- Prompt
The lines from the top of the material through the line with "const justify = a" are to be set down exactly. Leave the pictures out.

- Source material
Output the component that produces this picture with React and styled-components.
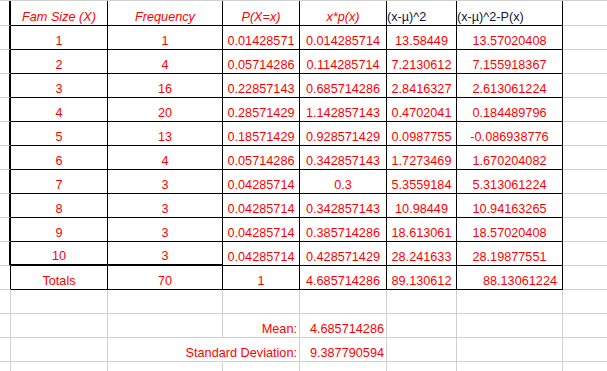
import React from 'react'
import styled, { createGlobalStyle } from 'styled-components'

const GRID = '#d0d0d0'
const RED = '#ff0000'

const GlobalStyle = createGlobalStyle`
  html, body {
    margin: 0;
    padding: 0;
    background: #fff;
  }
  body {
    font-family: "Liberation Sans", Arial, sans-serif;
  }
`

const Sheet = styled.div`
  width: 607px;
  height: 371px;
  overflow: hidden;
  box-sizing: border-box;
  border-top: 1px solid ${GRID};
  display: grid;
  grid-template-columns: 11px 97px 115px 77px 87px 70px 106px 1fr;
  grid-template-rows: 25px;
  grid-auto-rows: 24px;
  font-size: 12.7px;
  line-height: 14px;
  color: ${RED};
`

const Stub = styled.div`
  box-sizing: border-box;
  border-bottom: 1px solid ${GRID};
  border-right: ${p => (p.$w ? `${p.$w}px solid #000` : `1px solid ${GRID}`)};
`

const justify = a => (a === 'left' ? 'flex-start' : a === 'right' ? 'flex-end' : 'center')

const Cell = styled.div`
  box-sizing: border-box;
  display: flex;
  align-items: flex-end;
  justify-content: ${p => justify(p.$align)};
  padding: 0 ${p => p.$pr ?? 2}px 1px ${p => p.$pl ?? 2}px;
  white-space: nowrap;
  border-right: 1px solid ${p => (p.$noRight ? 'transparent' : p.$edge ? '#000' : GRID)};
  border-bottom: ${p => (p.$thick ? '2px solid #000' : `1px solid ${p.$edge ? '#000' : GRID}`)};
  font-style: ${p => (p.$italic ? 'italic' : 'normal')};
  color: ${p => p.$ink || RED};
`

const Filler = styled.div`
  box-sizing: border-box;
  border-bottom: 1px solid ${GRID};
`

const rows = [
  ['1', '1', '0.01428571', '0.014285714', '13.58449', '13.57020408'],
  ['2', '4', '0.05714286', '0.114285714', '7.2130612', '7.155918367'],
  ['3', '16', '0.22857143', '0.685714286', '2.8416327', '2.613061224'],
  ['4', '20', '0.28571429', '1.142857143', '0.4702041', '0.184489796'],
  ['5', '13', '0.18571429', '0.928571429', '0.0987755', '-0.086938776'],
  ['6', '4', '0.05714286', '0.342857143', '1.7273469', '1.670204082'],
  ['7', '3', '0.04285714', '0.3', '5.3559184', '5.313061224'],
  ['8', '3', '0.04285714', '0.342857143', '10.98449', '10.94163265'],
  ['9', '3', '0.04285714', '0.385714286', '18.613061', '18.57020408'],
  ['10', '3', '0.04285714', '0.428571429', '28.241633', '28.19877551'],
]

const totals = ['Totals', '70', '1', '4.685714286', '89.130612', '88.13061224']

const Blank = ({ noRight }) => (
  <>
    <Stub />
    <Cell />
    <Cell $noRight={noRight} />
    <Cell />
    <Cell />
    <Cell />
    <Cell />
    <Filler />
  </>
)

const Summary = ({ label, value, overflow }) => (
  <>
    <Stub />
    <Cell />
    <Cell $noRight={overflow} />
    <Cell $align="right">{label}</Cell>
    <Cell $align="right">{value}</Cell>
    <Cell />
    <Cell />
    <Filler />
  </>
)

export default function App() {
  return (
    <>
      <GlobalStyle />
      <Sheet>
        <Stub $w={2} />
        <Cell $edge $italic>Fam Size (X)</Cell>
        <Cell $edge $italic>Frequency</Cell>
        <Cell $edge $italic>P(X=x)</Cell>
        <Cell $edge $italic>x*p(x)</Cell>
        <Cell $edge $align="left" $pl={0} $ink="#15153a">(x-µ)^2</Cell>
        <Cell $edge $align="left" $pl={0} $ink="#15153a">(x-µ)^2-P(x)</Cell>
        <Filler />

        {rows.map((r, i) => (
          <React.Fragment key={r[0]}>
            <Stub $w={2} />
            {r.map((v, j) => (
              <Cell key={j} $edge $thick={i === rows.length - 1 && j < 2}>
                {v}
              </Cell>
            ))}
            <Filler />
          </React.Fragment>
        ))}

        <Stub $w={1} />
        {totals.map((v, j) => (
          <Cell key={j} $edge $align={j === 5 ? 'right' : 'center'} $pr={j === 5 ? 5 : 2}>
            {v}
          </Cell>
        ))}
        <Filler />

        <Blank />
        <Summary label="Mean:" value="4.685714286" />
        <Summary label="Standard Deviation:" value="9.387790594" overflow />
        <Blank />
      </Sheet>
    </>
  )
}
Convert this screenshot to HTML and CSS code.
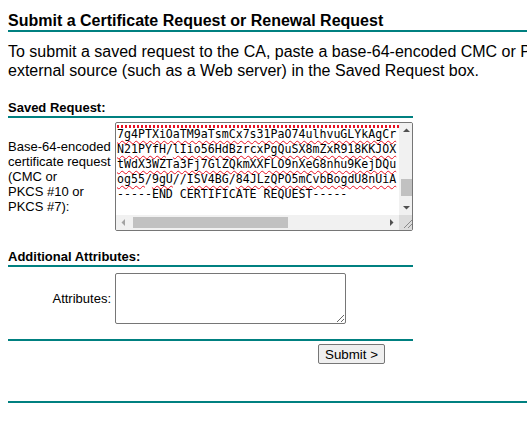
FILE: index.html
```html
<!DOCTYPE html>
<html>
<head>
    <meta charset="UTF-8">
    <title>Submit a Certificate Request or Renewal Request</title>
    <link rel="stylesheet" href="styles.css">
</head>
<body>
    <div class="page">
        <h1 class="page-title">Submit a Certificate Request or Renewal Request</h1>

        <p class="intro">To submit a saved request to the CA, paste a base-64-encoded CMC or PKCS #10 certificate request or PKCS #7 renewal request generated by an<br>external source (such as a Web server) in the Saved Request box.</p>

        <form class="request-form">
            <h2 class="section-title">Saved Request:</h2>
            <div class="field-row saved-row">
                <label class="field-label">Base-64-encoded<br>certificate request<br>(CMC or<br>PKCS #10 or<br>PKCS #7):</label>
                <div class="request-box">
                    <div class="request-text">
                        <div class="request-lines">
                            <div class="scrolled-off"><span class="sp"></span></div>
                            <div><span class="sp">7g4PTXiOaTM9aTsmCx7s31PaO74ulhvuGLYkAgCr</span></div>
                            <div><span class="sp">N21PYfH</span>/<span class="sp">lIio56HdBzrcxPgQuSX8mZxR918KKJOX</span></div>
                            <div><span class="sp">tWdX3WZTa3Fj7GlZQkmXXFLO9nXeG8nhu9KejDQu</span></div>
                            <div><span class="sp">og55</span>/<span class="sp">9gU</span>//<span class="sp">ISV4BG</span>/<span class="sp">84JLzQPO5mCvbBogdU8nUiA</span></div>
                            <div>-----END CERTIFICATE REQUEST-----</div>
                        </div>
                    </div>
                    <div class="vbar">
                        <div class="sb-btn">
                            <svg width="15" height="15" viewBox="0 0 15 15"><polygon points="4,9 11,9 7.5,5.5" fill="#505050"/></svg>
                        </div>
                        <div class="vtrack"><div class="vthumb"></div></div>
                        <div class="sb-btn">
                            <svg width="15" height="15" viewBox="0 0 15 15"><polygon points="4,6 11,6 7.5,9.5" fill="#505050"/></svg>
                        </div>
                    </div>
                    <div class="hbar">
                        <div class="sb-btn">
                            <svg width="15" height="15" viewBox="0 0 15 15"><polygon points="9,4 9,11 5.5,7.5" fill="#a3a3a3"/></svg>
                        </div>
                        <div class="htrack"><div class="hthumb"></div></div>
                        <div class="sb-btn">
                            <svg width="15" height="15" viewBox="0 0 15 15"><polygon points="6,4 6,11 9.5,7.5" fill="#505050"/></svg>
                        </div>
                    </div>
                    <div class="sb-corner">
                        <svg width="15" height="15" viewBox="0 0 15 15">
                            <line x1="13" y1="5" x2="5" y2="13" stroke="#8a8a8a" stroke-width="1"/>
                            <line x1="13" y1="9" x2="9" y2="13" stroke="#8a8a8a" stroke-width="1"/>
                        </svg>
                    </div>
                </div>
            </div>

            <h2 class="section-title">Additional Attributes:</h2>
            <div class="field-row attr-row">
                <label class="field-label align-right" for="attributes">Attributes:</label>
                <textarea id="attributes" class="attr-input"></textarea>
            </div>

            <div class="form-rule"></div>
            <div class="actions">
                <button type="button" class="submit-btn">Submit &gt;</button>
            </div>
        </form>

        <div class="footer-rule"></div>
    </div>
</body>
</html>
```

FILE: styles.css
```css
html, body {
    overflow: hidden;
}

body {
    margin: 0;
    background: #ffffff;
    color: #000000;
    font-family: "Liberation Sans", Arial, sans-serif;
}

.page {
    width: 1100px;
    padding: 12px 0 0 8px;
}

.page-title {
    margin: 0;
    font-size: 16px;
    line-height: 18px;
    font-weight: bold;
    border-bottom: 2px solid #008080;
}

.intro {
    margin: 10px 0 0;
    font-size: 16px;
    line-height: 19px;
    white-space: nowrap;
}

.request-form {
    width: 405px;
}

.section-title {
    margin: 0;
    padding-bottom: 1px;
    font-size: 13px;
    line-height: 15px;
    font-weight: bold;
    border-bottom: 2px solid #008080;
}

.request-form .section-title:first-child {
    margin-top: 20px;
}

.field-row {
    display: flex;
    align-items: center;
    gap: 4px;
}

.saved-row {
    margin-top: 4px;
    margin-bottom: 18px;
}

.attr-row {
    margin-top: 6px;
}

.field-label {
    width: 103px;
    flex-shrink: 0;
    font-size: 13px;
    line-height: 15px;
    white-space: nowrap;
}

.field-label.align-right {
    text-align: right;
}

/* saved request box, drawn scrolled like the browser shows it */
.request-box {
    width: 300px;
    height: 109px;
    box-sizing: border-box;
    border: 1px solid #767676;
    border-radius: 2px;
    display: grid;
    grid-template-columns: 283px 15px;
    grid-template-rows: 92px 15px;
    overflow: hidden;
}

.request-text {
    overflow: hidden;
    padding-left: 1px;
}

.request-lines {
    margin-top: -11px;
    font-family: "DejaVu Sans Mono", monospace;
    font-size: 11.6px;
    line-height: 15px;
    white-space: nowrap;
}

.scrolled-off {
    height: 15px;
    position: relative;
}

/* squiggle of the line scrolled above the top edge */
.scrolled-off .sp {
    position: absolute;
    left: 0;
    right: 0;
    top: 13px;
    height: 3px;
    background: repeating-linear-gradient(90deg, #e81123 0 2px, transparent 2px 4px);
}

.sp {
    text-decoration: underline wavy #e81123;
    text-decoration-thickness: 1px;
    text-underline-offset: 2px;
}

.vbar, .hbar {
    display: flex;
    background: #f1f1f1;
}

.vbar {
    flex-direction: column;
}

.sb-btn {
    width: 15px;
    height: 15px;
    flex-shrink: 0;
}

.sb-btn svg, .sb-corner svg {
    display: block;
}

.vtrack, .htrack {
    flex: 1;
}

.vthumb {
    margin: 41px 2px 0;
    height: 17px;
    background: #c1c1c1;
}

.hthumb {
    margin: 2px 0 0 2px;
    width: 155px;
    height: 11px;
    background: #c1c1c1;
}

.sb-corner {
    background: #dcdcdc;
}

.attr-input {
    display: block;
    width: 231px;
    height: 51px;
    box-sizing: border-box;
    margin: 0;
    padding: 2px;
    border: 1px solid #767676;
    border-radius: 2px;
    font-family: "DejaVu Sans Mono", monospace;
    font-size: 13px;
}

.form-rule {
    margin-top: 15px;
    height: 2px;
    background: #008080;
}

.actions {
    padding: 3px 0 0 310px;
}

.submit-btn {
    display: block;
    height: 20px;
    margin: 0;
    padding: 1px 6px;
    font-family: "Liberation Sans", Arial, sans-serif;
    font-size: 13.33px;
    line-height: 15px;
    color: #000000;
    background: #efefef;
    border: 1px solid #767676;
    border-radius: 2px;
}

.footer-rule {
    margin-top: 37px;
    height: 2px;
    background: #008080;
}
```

- Problem solution
Output the component that produces this picture with React and styled-components.
import React from 'react'
import styled, { createGlobalStyle } from 'styled-components'

const GRID = '#d0d0d0'
const RED = '#ff0000'

const GlobalStyle = createGlobalStyle`
  html, body {
    margin: 0;
    padding: 0;
    background: #fff;
  }
  body {
    font-family: "Liberation Sans", Arial, sans-serif;
  }
`

const Sheet = styled.div`
  width: 607px;
  height: 371px;
  overflow: hidden;
  box-sizing: border-box;
  border-top: 1px solid ${GRID};
  display: grid;
  grid-template-columns: 11px 97px 115px 77px 87px 70px 106px 1fr;
  grid-template-rows: 25px;
  grid-auto-rows: 24px;
  font-size: 12.7px;
  line-height: 14px;
  color: ${RED};
`

const Stub = styled.div`
  box-sizing: border-box;
  border-bottom: 1px solid ${GRID};
  border-right: ${p => (p.$w ? `${p.$w}px solid #000` : `1px solid ${GRID}`)};
`

const justify = a => (a === 'left' ? 'flex-start' : a === 'right' ? 'flex-end' : 'center')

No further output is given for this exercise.